Revised S&P 500 Targets & Earnings Acceleration [00:02:04]

  • 12-Month Price Target Raised to 8,300: In their freshly published midyear outlook, Morgan Stanley officially raised its 12-month S&P 500 price target to 8,300 [00:02:04].
  • Conservative Valuation Assumptions: This target expansion is supported solely by upgraded corporate earnings forecasts; the model actually factors in further valuation multiple compression [00:02:12].
  • 5% EPS Revision Boost: S&P 500 EPS projections were bumped by approximately 5% [00:02:18]. Growth is driven by clear operating leverage stemming from the rolling recovery, baseline AI adoption, ongoing fiscal support, and a broadening corporate capital expenditure (capex) cycle [00:02:20].
  • Defying the Historical Playbook: Historically, late-cycle oil shocks break the economic expansion because corporate earnings are already slowing or contracting when the shock hits. Today, the inverse is true: earnings are accelerating from an already elevated baseline [00:02:30].
  • Earnings Strength Metrics:
    • The median Q1 S&P 500 earnings surprise landed at 6%, representing the strongest level observed in four years [00:02:46].
    • Earnings revision breadth moved sharply back up to 22%, climbing out of a shallow 5% level recorded at the onset of the Q1 reporting window [00:02:51].

The Reality of AI: Margin Tailwind vs. Labor Disruption [00:03:01]

  • Narrative vs. Implementation: The consensus fear surrounding major labor market displacement has moved exponentially faster than actual, physical enterprise deployment [00:03:01].
  • Enterprise App Layer Lifecycle: True enterprise application layer implementation remains in its infancy [00:03:08].
  • Indirect Profitability Gains: For the current horizon, AI is behaving primarily as a corporate margin tailwind rather than a labor force disruptor [00:03:17]. While structural technology adoption will likely take longer than the market believes, the widespread apprehension to overhire is highly tangible. Companies are running leaner, resulting in elevated corporate profitability via indirect cost discipline [00:03:25].

Monetary Policy, Treasury Yields, and Liquidity Risks [00:03:41]

  • The Dominant Threat Vector: Monetary policy and macro liquidity remain the primary, unimpeded risks to the structural equity bull market [00:03:41].
  • Negative Rate Correlation Re-emerges: With the Federal Reserve dialing back its dovish posture and domestic liquidity needs expanding, interest rates are pushing upward. This has forced the equity-to-rate correlation back into negative territory [00:03:47].
  • The 4.5% Line in the Sand: The 4.5% level on the US 10-year Treasury persists as a highly critical threshold for broad equity market valuations [00:03:54].
  • Fed Rate Cuts Are Non-Essential: Historical market precedents prove that the equity complex can perform robustly without explicit Federal Reserve rate cuts, provided structural corporate earnings growth is strong while the central bank remains on pause [00:04:01].
  • The Core Capital Funding Risk: The real risk centers on liquidity—specifically, whether the Federal Reserve and the US Treasury underestimate the total volume of capital required by the private economy to fund capital investments and cyclical recovery [00:04:07].
  • The Short-Term Liquidity Ebb: While policy authorities have utilized tools aggressively to support liquidity throughout this year, these mechanisms fluctuate. The market is entering an operational window where liquidity is slated to ebb, leaving equities temporarily vulnerable to short-term weakness [00:04:14].

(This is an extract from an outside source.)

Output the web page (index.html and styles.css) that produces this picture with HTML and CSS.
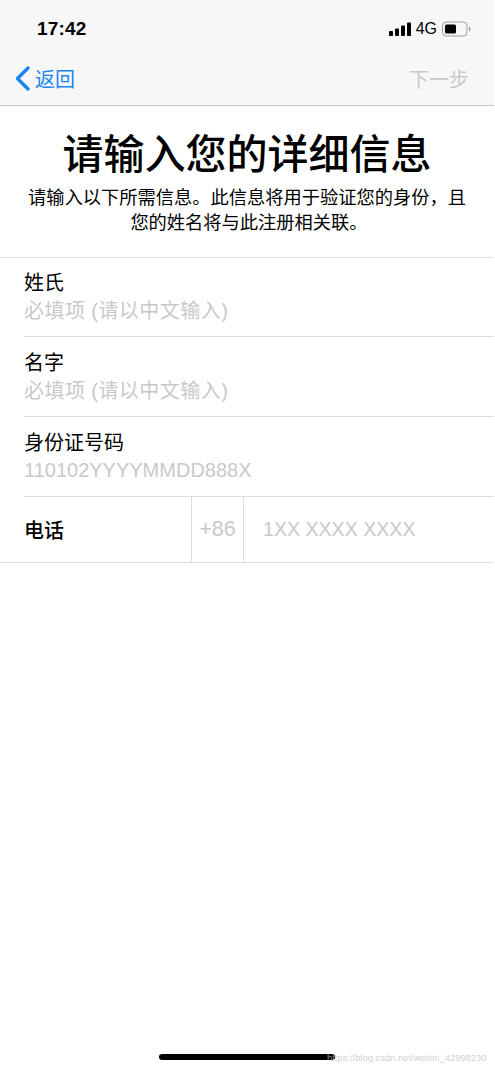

Strategic Recommendations & Asset Allocation [00:04:34]

  • Actioning Volatility: If the current downward market correction persists in the near term, allocators should view the weakness as a tactical accumulation window [00:04:34].
  • Sector Deployment: Capital should be directed toward industry groups poised to gain directly from the widening corporate capex push and the legacy recovery from the rolling recession—an economic downturn that effectively ended on "Liberation Day" exactly one year ago [00:04:40]. Key sectors highlighted:
    • Industrials [00:04:40]
    • Financials [00:04:40]
    • Consumer Discretionary Goods [00:04:40]
  • The Closing Paradigm: Waiting for obvious, late-stage macroeconomic confirmation means missing the core upside: "By the time the evidence feels obvious, the opportunity is usually gone" [00:04:57].
  • Personal Aside: The broadcast concludes with a brief, personal note from the speaker wishing his wife a happy birthday [00:05:23].